The Commission alleged that, in the MD&A section, Conaway and Kmart's former Chief Financial Officer, John T. McDonald, failed to disclose the reasons for a massive inventory overbuy in the summer of 2001 and the impact it had on the company's liquidity. For example, the MD&A disclosure attributed increases in inventory to "seasonal inventory fluctuations and actions taken to improve our overall in-stock position." The Commission alleged that this disclosure was materially misleading because, in reality, a significant portion of the inventory buildup was caused by a Kmart officer's reckless and unilateral purchase of $850 million of excess inventory. According to the complaint, the defendants dealt with Kmart's liquidity problems by slowing down payments owed vendors, thereby effectively borrowing $570 million from them by the end of the third quarter. According to the complaint, Conaway and McDonald lied about why vendors were not being paid on time and misrepresented the impact that Kmart's liquidity problems had on the company's relationship with its vendors, many of whom stopped shipping product to Kmart during the fall of 2001. Kmart filed for bankruptcy on January 22, 2002.
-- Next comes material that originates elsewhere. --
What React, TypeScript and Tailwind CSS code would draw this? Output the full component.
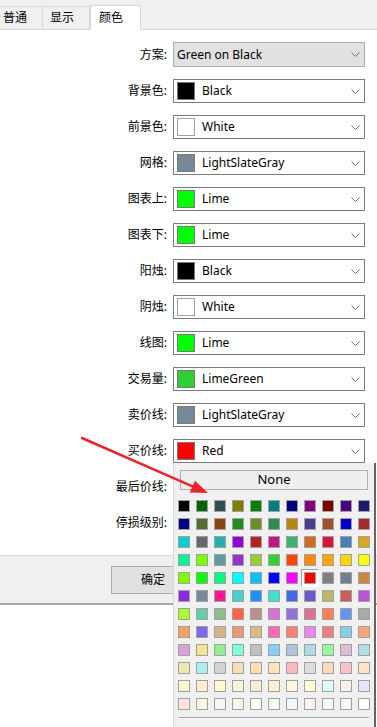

The Commission's complaint charged Conaway and McDonald with violating Section 10(b) of the Securities Exchange Act of 1934 and Rule 10b-5 thereunder, and aiding and abetting violations of Sections 10(b) and 13(a) of the Exchange Act and Rules 10b-5, 13a-13, and 12b-20 thereunder by Kmart, and seeks as relief permanent injunctions, disgorgement with prejudgment interest, civil penalties and officer and director bars. McDonald agreed to settle shortly before trial. Without admitting or denying the Commission's allegations, McDonald consented to a permanent injunction prohibiting further violations of those provisions of the federal securities laws, a five (5) year officer and director bar and $120,000 civil penalty and to an administrative order suspending his privilege to appear and practice before the Commission as an accountant for three (3) years. The court will determine the appropriate remedies against Conaway at a later date.